Si, pour une raison ou pour une autre, je ne peux pas être
présent parce que cela fait quand même pas mal de
comités à ce moment-là, je saisis le
président, d'une façon directe, du point de vue du
ministère des Affaires intergouvernementales, de sorte que, nous sommes
présents dans tous les dossiers qui sont traités.
M. Morin: Ces comités se réunissent à quelle
fréquence?
M. Cloutier: II y en a qui se réunissent tous les quinze
jours et d'autres qui le font une fois par semaine, mais les réunions
sont régulières, suivant...
M. Morin: Le ministre peut-il me dire, pour me donner une
idée je cherche à me faire une idée de la valeur de
ce mécanisme à combien de réunions de ces
comités rattachés au Conseil exécutif, il a
participé depuis le début de l'année, par exemple?
M. Cloutier: Je n'ai pas participé à un très
grand nombre de réunions, bien que je sois intervenu chaque fois, parce
que toutes les réunions ne comportaient pas des dossiers avec des
implications pour les affaires intergouvemementales.
M. Morin: Vous n'y allez que lorsqu'il y a des aspects qui vous
intéressent?
M. Cloutier: Oui, c'est cela. Mais, en principe, j'ai le droit
d'y aller tout le temps, de même que le ministre des Finances.
M. Morin: Mais vous récusez l'honneur par moments?
M. Cloutier: Ce n'est pas une question d'honneur, c'est une
question de travail et de temps. Si nous assistions à toutes les
réunions de tous les comités, ce serait peut-être
passionnant, mais je crois qu'on n'aurait pas le temps de faire quoi que ce
soit d'autre.
M. Morin: J'ouvre une petite parenthèse. Vous m'avez
intrigué quand vous m'avez parlé des terrains dont aurait besoin
le ministère fédéral des Postes. Est-ce que, vraiment, le
ministère fédéral des Postes vous signale les achats qu'il
serait intéressé à faire au Québec, pour loger des
bureaux de poste? Vous m'avez étonné un petit peu.
M. Cloutier: II ne s'agit pas de régenter les ventes
privées, mais il s'agit d'une politique, d'abord en ce qui concerne le
gouvernement, et les organismes parapublics ou les municipalités, par
exemple.
M. Morin: Vous voulez dire que vous serez consulté lorsque
le gouvernement fédéral convoite un terrain qui appartient au
domaine public ou à la municipalité?
M. Cloutier: Je n'ai pas l'intention de vous
révéler le sens de la politique, puisqu'elle est en discussion,
et je maintiendrai fermement mon principe. Mais je vous dirais que cela va
même beaucoup plus loin que cela.
M. Morin: Expliquez-moi.
M. Cloutier: Non, je ne vous expliquerai pas, parce que la
politique n'est pas au point. Je veux parler de la loi.
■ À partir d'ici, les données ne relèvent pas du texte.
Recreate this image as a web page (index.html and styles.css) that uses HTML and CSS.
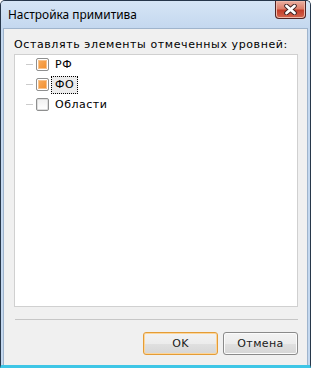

M. Morin: Alors, parlez-m'en. C'est le cas de le dire, comme le
disait Clémenceau, parle-m'en.
M. Cloutier: Cette politique découle de notre loi.
M. Morin: Mais est-ce que le ministre pourrait être plus
précis et me dire a combien de réunions il a été
présent?
M. Cloutier: Non.
M. Morin: II ne s'en souvient pas.
M. Cloutier: Je peux vous dire, par exemple, combien de fois je
suis intervenu.
M. Morin: Oui.
M. Cloutier: Je suis intervenu chaque fois qu'il y a eu un
problème intergouvernemental, soit... Il y a des dossiers que j'ai
suivis d'une façon un peu plus régulière. Mais
l'essentiel, ce n'est pas d'être présent physiquement, ce qui est
carrément impossible, mais, le ministre des Finances et moi-même,
nous intervenons lorsqu'un dossier est pertinent.
M. Morin: Bien. M. le Président, je ne sais pas si je
devrais aborder un nouveau sujet. Il est moins cinq. Je puis le faire, mais
nous n'aurions peut-être pas le temps de terminer.
Est-ce que le ministre désire que nous ajournions? Nous pouvons
encore insister pour les cinq dernières minutes, mais je ne le fais pas,
parce que cela me permettrait d'aborder un sujet un peu différent demain
matin.
M. Cloutier: Qu'est-ce que vous préférez,
messieurs?
M. Desjardins: On ajourne.
M. Cloutier: J'ai l'impression qu'il y a certains mouvements qui
se dessinent en faveur de l'ajournement.
Le Président (M. Pilote): La commission ajourne ses
travaux à demain, après la période des questions.
M. Cloutier: C'est ainsi que nous voyons les choses.